Prosit, „Pippi Langstrumpf“

Vor 40 Jahren erscheint der Kult-Rotschopf erstmals im deutschen Fernsehen – von Boris Klemkow

Boris Klemkow – 31.10.2011, 12:24 Uhr

Herr Nilsson und Pippi lassen es sich mit einem Festmahl gut gehen
Wie Astrid Lindgrens Romane sind auch Hellboms Filme und die Serie auf ein kindliches Publikums zugeschnitten. Die Welt, in der die Kinder leben, ist bunt und sonnendurchflutet. Die Erwachsenen sind freundlich oder werden nicht ernst genommen, ebenso wie die Institutionen Schule und Polizei. Anarchie ist Programm – Pippi tut Dinge, die man eigentlich nicht tut. Sie bricht Tabus, die für sie keine Bedeutung haben und führt gesellschaftliche Zwänge ad absurdum. Pippis Reichtum hat für sie nur insofern eine Bedeutung, dass sie sich Unmengen von Süßigkeiten kaufen kann. Habsucht und Materialismus sind ihr fremd. Obwohl sie unentwegt tut, wonach ihr der Sinn steht, fügt sie niemandem Schaden zu, sondern bereichert durch ihre Lebensfreude ihre Umwelt. Sie fliegt mit einem Heißluftballon und selbsterfundenen Gerätschaften, fährt mit einem Piratenschiff oder reitet auf Kleiner Onkel umher. Sie ist nicht ortsgebunden und fühlt sich doch überall zuhause. Als ihr Vater sie allerdings abholt, um sie in sein neues Königreich mitzunehmen, bleibt sie bei ihren Freunden.
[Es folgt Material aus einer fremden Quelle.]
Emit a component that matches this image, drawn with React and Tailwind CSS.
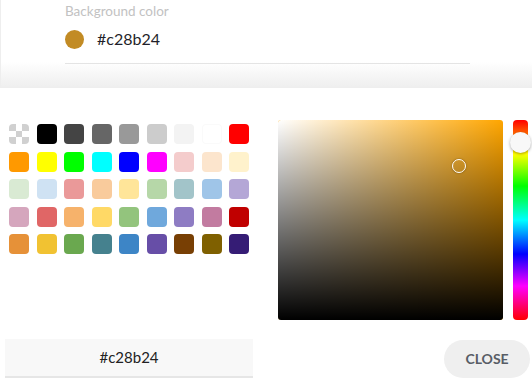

Pippi, deren voller Name Pippilotta Viktualia Rollgardina Schokominza Efraimstochter Langstrumpf lautet, ist später noch die Hauptfigur in einigen weniger gelungen Filmen und in einer von Lindgrens noch vor ihrem Tod autorisierten kanadischen Zeichentrickserie. Doch Hellboms Verfilmungen und seine großartige Hauptdarstellerin Inger Nilsson sorgten maßgeblich dafür, dass „Pippi Langstrumpf“ ein Musterbeispiel für fantasievolles und qualitativ hochwertiges Kinderfernsehen ist. Auch wenn die sogenannte ernsthafte Filmkritik und die üblichen Verdächtigen unter den Konservativen sich zur Zeit der Uraufführung als Spielverderber und Moralwächter aufspielten, konnten ihre Unkenrufe und ihr mangelndes Verständnis nicht den Siegeszug der von Astrid Lindgren im Winter 1941 erdachten Romanheldin stoppen. Mehr als vier Jahrzehnte später ist Pippi Langstrumpf längst ein Kulturgut geworden und hat selbst, wenn man sie nicht unbedingt als Ikone der Emanzipation oder des Punk vereinnahmt wissen will, doch in den Köpfen vieler heutiger Erwachsener einen bleibenden Eindruck hinterlassen. Die Erkennungsmelodie „Hej, Pippi Langstrumpf“, eine deutsch-schwedische Koproduktion des Jazzmusikers Jan Johansson und des Filmkomponisten Konrad Elfers, animiert auch heute noch zum Mitsummen oder -pfeifen, selbst wenn man den etwas holprig zusammengeschusterten Text nicht mehr so recht zusammenbekommt. Und dann sieht man auch wieder die kleine Inger Nilsson mit ihren Zöpfen und den unzähligen Sommersprossen vor sich. Prosit, „Pippi Langstrumpf“!